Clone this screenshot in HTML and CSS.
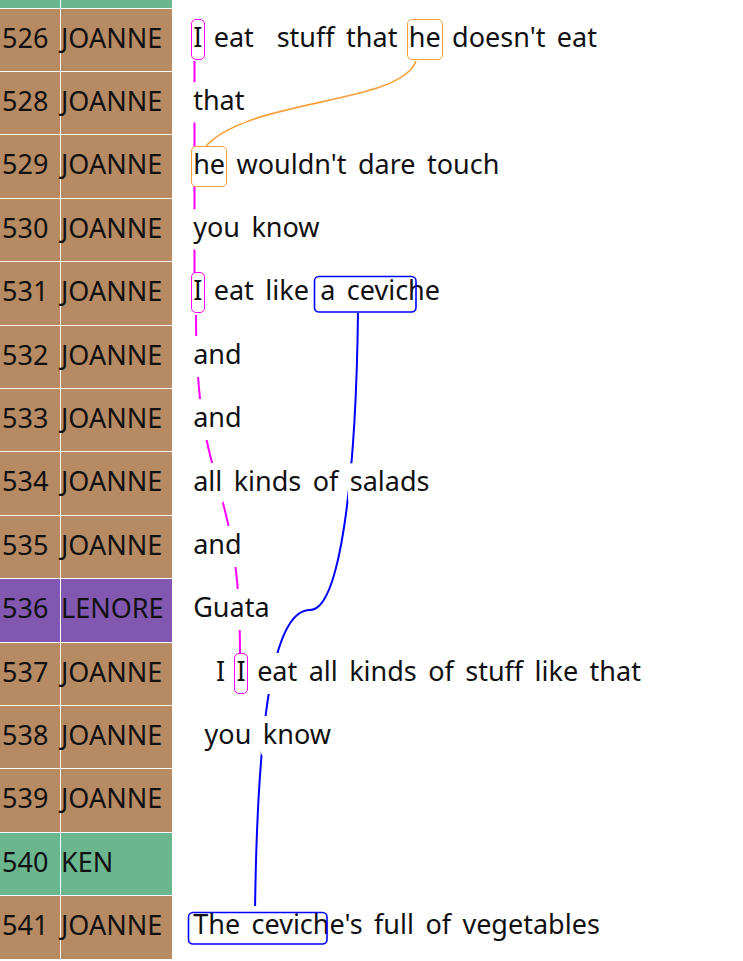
FILE: index.html
```html
<!DOCTYPE html>
<html>
<head>
<meta charset="utf-8">
<link rel="stylesheet" href="styles.css">
</head>
<body>
<div class="page">
  <svg class="links" width="743" height="961" viewBox="0 0 743 961">
    <path class="link-m" d="M194.5,61 L194.5,274"/>
    <path class="link-m" d="M196,315 C196,500 240,470 240,654"/>
    <path class="link-o" d="M416,61 C400,105 250,98 206,146"/>
    <path class="link-b" d="M358,312 C356,480 340,610 310,610 C282,610 258,670 255,912"/>
  </svg>
  <div class="transcript">
    <div class="row ken"><div class="num"></div><div class="spk"></div><div class="utt"></div></div>
    <div class="row joanne"><div class="num">526</div><div class="spk">JOANNE</div><div class="utt"><p class="line"><span class="tok box-m">I</span> <span class="tok">eat</span> <span class="tok"></span> <span class="tok">stuff</span> <span class="tok">that</span> <span class="tok box-o">he</span> <span class="tok">doesn't</span> <span class="tok">eat</span></p></div></div>
    <div class="row joanne"><div class="num">528</div><div class="spk">JOANNE</div><div class="utt"><p class="line"><span class="tok">that</span></p></div></div>
    <div class="row joanne"><div class="num">529</div><div class="spk">JOANNE</div><div class="utt"><p class="line"><span class="tok box-o">he</span> <span class="tok">wouldn't</span> <span class="tok">dare</span> <span class="tok">touch</span></p></div></div>
    <div class="row joanne"><div class="num">530</div><div class="spk">JOANNE</div><div class="utt"><p class="line"><span class="tok">you</span> <span class="tok">know</span></p></div></div>
    <div class="row joanne"><div class="num">531</div><div class="spk">JOANNE</div><div class="utt"><p class="line"><span class="tok box-m">I</span> <span class="tok">eat</span> <span class="tok">like</span> <span class="tok">a</span> <span class="tok">ceviche</span></p></div></div>
    <div class="row joanne"><div class="num">532</div><div class="spk">JOANNE</div><div class="utt"><p class="line"><span class="tok">and</span></p></div></div>
    <div class="row joanne"><div class="num">533</div><div class="spk">JOANNE</div><div class="utt"><p class="line"><span class="tok">and</span></p></div></div>
    <div class="row joanne"><div class="num">534</div><div class="spk">JOANNE</div><div class="utt"><p class="line"><span class="tok">all</span> <span class="tok">kinds</span> <span class="tok">of</span> <span class="tok">salads</span></p></div></div>
    <div class="row joanne"><div class="num">535</div><div class="spk">JOANNE</div><div class="utt"><p class="line"><span class="tok">and</span></p></div></div>
    <div class="row lenore"><div class="num">536</div><div class="spk">LENORE</div><div class="utt"><p class="line"><span class="tok">Guata</span></p></div></div>
    <div class="row joanne"><div class="num">537</div><div class="spk">JOANNE</div><div class="utt"><p class="line"><span class="tok"></span> <span class="tok"></span> <span class="tok">I</span> <span class="tok box-m">I</span> <span class="tok">eat</span> <span class="tok">all</span> <span class="tok">kinds</span> <span class="tok">of</span> <span class="tok">stuff</span> <span class="tok">like</span> <span class="tok">that</span></p></div></div>
    <div class="row joanne"><div class="num">538</div><div class="spk">JOANNE</div><div class="utt"><p class="line"><span class="tok"></span> <span class="tok">you</span> <span class="tok">know</span></p></div></div>
    <div class="row joanne"><div class="num">539</div><div class="spk">JOANNE</div><div class="utt"><p class="line"></p></div></div>
    <div class="row ken"><div class="num">540</div><div class="spk">KEN</div><div class="utt"><p class="line"></p></div></div>
    <div class="row joanne"><div class="num">541</div><div class="spk">JOANNE</div><div class="utt"><p class="line"><span class="tok">The</span> <span class="tok">ceviche's</span> <span class="tok">full</span> <span class="tok">of</span> <span class="tok">vegetables</span></p></div></div>
  </div>
  <svg class="marks" width="743" height="961" viewBox="0 0 743 961">
    <rect class="mark-b" x="314.5" y="276.5" width="101.5" height="35.5" rx="4.5"/>
    <rect class="mark-b" x="188.5" y="912.5" width="138.5" height="31.5" rx="4.5"/>
  </svg>
</div>
</body>
</html>
```
FILE: styles.css
```css
html, body {
  margin: 0;
  padding: 0;
  background: #ffffff;
}

.page {
  position: relative;
  width: 743px;
  height: 961px;
  overflow: hidden;
  font-family: "Noto Sans", "Open Sans", sans-serif;
  font-size: 27px;
  color: #111111;
}

.links,
.marks {
  position: absolute;
  left: 0;
  top: 0;
  pointer-events: none;
}

.links { z-index: 0; }
.marks { z-index: 2; }

.link-m,
.link-o,
.link-b {
  fill: none;
  stroke-width: 2;
}

.link-m { stroke: #ff00ff; }
.link-o { stroke: #f9a03c; stroke-width: 1.6; }
.link-b { stroke: #0000ff; }

.mark-b {
  fill: none;
  stroke: #0000ff;
  stroke-width: 1.6;
}

.transcript {
  position: relative;
  z-index: 1;
  margin-top: -54.7px;
  display: flex;
  flex-direction: column;
  gap: 1px;
}

.row {
  display: grid;
  grid-template-columns: 60px 111px 1fr;
  column-gap: 1px;
  height: 62.4px;
}

.num,
.spk {
  display: flex;
  align-items: center;
  white-space: nowrap;
  padding-bottom: 5.4px;
  box-sizing: border-box;
}

.num { padding-left: 2px; }
.spk { padding-left: 0; }

.joanne .num, .joanne .spk { background: #b68a63; }
.ken .num, .ken .spk { background: #6bb58f; }
.lenore .num, .lenore .spk { background: #8157b0; }

.utt {
  display: flex;
  align-items: center;
  padding-left: 18px;
}

.line {
  margin: 0;
  line-height: 42px;
  white-space: pre;
}

.tok {
  display: inline-block;
  vertical-align: top;
  line-height: 33.5px;
  padding: 0 1.2px 5.5px;
  border: 1.5px solid transparent;
  border-radius: 5px;
  background: #ffffff;
}

.box-m { border-color: #ff00ff; }
.box-o { border-color: #f9a03c; }
```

• • • • •

[Exercise description] Leave the pictures out and output the rest of the listing exactly.

[Answer]
Clone this screenshot in HTML and CSS.
FILE: index.html
```html
<!DOCTYPE html>
<html>
<head>
<meta charset="utf-8">
<link rel="stylesheet" href="styles.css">
</head>
<body>
<div class="page">
  <svg class="links" width="743" height="961" viewBox="0 0 743 961">
    <path class="link-m" d="M194.5,61 L194.5,274"/>
    <path class="link-m" d="M196,315 C196,500 240,470 240,654"/>
    <path class="link-o" d="M416,61 C400,105 250,98 206,146"/>
    <path class="link-b" d="M358,312 C356,480 340,610 310,610 C282,610 258,670 255,912"/>
  </svg>
  <div class="transcript">
    <div class="row ken"><div class="num"></div><div class="spk"></div><div class="utt"></div></div>
    <div class="row joanne"><div class="num">526</div><div class="spk">JOANNE</div><div class="utt"><p class="line"><span class="tok box-m">I</span> <span class="tok">eat</span> <span class="tok"></span> <span class="tok">stuff</span> <span class="tok">that</span> <span class="tok box-o">he</span> <span class="tok">doesn't</span> <span class="tok">eat</span></p></div></div>
    <div class="row joanne"><div class="num">528</div><div class="spk">JOANNE</div><div class="utt"><p class="line"><span class="tok">that</span></p></div></div>
    <div class="row joanne"><div class="num">529</div><div class="spk">JOANNE</div><div class="utt"><p class="line"><span class="tok box-o">he</span> <span class="tok">wouldn't</span> <span class="tok">dare</span> <span class="tok">touch</span></p></div></div>
    <div class="row joanne"><div class="num">530</div><div class="spk">JOANNE</div><div class="utt"><p class="line"><span class="tok">you</span> <span class="tok">know</span></p></div></div>
    <div class="row joanne"><div class="num">531</div><div class="spk">JOANNE</div><div class="utt"><p class="line"><span class="tok box-m">I</span> <span class="tok">eat</span> <span class="tok">like</span> <span class="tok">a</span> <span class="tok">ceviche</span></p></div></div>
    <div class="row joanne"><div class="num">532</div><div class="spk">JOANNE</div><div class="utt"><p class="line"><span class="tok">and</span></p></div></div>
    <div class="row joanne"><div class="num">533</div><div class="spk">JOANNE</div><div class="utt"><p class="line"><span class="tok">and</span></p></div></div>
    <div class="row joanne"><div class="num">534</div><div class="spk">JOANNE</div><div class="utt"><p class="line"><span class="tok">all</span> <span class="tok">kinds</span> <span class="tok">of</span> <span class="tok">salads</span></p></div></div>
    <div class="row joanne"><div class="num">535</div><div class="spk">JOANNE</div><div class="utt"><p class="line"><span class="tok">and</span></p></div></div>
    <div class="row lenore"><div class="num">536</div><div class="spk">LENORE</div><div class="utt"><p class="line"><span class="tok">Guata</span></p></div></div>
    <div class="row joanne"><div class="num">537</div><div class="spk">JOANNE</div><div class="utt"><p class="line"><span class="tok"></span> <span class="tok"></span> <span class="tok">I</span> <span class="tok box-m">I</span> <span class="tok">eat</span> <span class="tok">all</span> <span class="tok">kinds</span> <span class="tok">of</span> <span class="tok">stuff</span> <span class="tok">like</span> <span class="tok">that</span></p></div></div>
    <div class="row joanne"><div class="num">538</div><div class="spk">JOANNE</div><div class="utt"><p class="line"><span class="tok"></span> <span class="tok">you</span> <span class="tok">know</span></p></div></div>
    <div class="row joanne"><div class="num">539</div><div class="spk">JOANNE</div><div class="utt"><p class="line"></p></div></div>
    <div class="row ken"><div class="num">540</div><div class="spk">KEN</div><div class="utt"><p class="line"></p></div></div>
    <div class="row joanne"><div class="num">541</div><div class="spk">JOANNE</div><div class="utt"><p class="line"><span class="tok">The</span> <span class="tok">ceviche's</span> <span class="tok">full</span> <span class="tok">of</span> <span class="tok">vegetables</span></p></div></div>
  </div>
  <svg class="marks" width="743" height="961" viewBox="0 0 743 961">
    <rect class="mark-b" x="314.5" y="276.5" width="101.5" height="35.5" rx="4.5"/>
    <rect class="mark-b" x="188.5" y="912.5" width="138.5" height="31.5" rx="4.5"/>
  </svg>
</div>
</body>
</html>
```
FILE: styles.css
```css
html, body {
  margin: 0;
  padding: 0;
  background: #ffffff;
}

.page {
  position: relative;
  width: 743px;
  height: 961px;
  overflow: hidden;
  font-family: "Noto Sans", "Open Sans", sans-serif;
  font-size: 27px;
  color: #111111;
}

.links,
.marks {
  position: absolute;
  left: 0;
  top: 0;
  pointer-events: none;
}

.links { z-index: 0; }
.marks { z-index: 2; }

.link-m,
.link-o,
.link-b {
  fill: none;
  stroke-width: 2;
}

.link-m { stroke: #ff00ff; }
.link-o { stroke: #f9a03c; stroke-width: 1.6; }
.link-b { stroke: #0000ff; }

.mark-b {
  fill: none;
  stroke: #0000ff;
  stroke-width: 1.6;
}

.transcript {
  position: relative;
  z-index: 1;
  margin-top: -54.7px;
  display: flex;
  flex-direction: column;
  gap: 1px;
}

.row {
  display: grid;
  grid-template-columns: 60px 111px 1fr;
  column-gap: 1px;
  height: 62.4px;
}

.num,
.spk {
  display: flex;
  align-items: center;
  white-space: nowrap;
  padding-bottom: 5.4px;
  box-sizing: border-box;
}

.num { padding-left: 2px; }
.spk { padding-left: 0; }

.joanne .num, .joanne .spk { background: #b68a63; }
.ken .num, .ken .spk { background: #6bb58f; }
.lenore .num, .lenore .spk { background: #8157b0; }

.utt {
  display: flex;
  align-items: center;
  padding-left: 18px;
}

.line {
  margin: 0;
  line-height: 42px;
  white-space: pre;
}

.tok {
  display: inline-block;
  vertical-align: top;
  line-height: 33.5px;
  padding: 0 1.2px 5.5px;
  border: 1.5px solid transparent;
  border-radius: 5px;
  background: #ffffff;
}

.box-m { border-color: #ff00ff; }
.box-o { border-color: #f9a03c; }
```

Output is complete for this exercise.